Copy out each line below that has the word "table" in it.

Data provided:
[Begin]
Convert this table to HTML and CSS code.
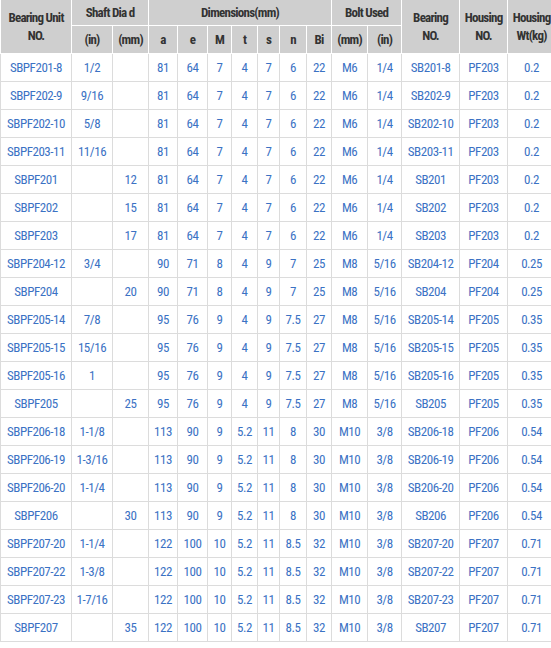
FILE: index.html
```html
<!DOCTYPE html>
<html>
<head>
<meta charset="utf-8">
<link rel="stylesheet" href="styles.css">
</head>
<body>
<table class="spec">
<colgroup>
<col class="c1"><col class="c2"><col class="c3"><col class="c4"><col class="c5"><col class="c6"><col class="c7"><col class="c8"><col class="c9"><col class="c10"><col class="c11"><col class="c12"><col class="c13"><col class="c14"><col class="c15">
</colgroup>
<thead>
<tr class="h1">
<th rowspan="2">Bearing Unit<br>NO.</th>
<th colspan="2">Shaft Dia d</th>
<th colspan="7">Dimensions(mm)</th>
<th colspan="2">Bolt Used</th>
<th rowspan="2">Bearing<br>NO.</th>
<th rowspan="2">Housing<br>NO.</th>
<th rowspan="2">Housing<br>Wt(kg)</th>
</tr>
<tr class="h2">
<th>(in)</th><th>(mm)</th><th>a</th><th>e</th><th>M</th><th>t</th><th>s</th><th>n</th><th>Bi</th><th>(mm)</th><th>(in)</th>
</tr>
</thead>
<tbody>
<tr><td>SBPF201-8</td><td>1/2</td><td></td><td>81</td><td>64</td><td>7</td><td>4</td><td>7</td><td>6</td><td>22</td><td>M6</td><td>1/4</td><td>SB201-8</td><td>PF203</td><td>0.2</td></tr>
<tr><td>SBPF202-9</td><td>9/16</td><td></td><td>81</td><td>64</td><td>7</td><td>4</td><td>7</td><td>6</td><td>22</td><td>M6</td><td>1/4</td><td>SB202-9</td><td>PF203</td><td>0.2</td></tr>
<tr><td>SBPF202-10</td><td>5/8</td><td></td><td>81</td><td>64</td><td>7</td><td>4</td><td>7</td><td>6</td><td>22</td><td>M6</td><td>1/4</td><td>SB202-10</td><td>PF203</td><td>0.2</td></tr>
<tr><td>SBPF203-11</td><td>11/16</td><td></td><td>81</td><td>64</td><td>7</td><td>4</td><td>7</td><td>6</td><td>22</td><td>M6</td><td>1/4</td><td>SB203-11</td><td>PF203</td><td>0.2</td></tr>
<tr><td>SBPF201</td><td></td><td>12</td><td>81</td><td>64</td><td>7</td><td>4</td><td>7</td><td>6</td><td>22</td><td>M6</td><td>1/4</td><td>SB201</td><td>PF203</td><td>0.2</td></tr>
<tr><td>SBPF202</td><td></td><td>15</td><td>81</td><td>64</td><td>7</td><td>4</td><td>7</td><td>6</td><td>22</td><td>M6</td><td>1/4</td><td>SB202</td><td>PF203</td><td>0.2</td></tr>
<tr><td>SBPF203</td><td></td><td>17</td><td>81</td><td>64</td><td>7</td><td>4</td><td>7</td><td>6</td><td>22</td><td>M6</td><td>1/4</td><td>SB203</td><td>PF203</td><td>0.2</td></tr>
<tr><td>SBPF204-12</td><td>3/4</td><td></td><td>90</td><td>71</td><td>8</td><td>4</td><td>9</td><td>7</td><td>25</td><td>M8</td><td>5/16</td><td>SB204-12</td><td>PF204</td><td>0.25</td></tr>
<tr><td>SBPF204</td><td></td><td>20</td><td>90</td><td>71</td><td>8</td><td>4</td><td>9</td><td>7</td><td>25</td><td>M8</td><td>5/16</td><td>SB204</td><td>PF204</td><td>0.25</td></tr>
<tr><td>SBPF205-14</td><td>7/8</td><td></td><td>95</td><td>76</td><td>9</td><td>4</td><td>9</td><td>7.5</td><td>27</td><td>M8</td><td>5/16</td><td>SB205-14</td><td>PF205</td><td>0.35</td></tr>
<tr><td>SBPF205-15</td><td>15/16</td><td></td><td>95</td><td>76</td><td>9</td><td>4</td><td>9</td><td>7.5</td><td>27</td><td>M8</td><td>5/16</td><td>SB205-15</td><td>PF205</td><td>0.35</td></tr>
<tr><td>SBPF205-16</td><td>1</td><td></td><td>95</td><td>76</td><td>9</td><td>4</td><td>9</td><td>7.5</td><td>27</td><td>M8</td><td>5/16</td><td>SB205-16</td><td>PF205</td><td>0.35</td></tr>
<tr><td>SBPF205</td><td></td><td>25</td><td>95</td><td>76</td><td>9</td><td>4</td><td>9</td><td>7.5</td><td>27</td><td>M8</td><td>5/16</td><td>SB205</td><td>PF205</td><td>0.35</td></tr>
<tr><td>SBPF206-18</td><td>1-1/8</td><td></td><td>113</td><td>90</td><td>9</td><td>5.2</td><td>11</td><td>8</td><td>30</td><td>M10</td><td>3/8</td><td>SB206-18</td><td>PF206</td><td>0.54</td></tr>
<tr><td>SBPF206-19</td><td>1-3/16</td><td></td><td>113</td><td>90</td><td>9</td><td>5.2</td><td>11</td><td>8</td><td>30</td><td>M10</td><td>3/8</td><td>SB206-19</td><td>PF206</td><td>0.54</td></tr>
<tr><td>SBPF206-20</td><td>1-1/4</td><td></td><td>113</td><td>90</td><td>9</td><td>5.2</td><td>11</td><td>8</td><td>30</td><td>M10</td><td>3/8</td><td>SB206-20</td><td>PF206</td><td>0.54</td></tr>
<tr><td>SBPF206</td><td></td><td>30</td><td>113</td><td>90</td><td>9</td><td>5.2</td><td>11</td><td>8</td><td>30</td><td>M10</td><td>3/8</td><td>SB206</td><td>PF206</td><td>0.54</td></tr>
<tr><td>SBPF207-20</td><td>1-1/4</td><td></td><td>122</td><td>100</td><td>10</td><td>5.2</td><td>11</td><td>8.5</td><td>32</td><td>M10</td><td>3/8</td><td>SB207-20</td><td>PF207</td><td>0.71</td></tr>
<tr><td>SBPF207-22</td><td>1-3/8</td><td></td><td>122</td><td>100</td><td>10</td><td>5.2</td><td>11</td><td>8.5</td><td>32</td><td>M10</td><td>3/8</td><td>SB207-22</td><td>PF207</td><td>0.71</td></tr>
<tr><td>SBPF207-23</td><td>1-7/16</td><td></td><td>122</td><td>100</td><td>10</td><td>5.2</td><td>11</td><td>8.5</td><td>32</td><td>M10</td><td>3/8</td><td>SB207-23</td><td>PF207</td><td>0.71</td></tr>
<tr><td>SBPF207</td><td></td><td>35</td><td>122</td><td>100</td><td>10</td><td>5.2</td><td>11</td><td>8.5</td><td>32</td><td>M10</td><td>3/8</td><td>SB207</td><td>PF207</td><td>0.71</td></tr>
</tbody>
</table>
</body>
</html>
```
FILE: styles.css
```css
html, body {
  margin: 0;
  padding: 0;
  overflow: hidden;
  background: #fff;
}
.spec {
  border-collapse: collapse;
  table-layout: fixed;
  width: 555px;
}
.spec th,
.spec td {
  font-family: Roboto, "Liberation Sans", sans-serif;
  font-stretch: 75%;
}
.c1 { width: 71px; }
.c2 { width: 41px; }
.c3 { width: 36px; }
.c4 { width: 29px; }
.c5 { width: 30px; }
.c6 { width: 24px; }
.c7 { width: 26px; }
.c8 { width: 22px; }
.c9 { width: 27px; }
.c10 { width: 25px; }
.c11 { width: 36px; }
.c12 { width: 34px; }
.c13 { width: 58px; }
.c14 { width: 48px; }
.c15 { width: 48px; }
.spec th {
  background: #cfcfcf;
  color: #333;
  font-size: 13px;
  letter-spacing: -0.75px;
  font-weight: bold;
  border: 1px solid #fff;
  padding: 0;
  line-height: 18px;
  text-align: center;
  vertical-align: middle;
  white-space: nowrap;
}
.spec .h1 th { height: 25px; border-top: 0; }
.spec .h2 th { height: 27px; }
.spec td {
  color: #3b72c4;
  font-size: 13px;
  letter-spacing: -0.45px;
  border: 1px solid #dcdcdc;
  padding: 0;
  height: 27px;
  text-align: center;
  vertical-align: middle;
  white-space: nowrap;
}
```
[End]
Expected output:
Convert this table to HTML and CSS code.
<table class="spec">
</table>
  table-layout: fixed;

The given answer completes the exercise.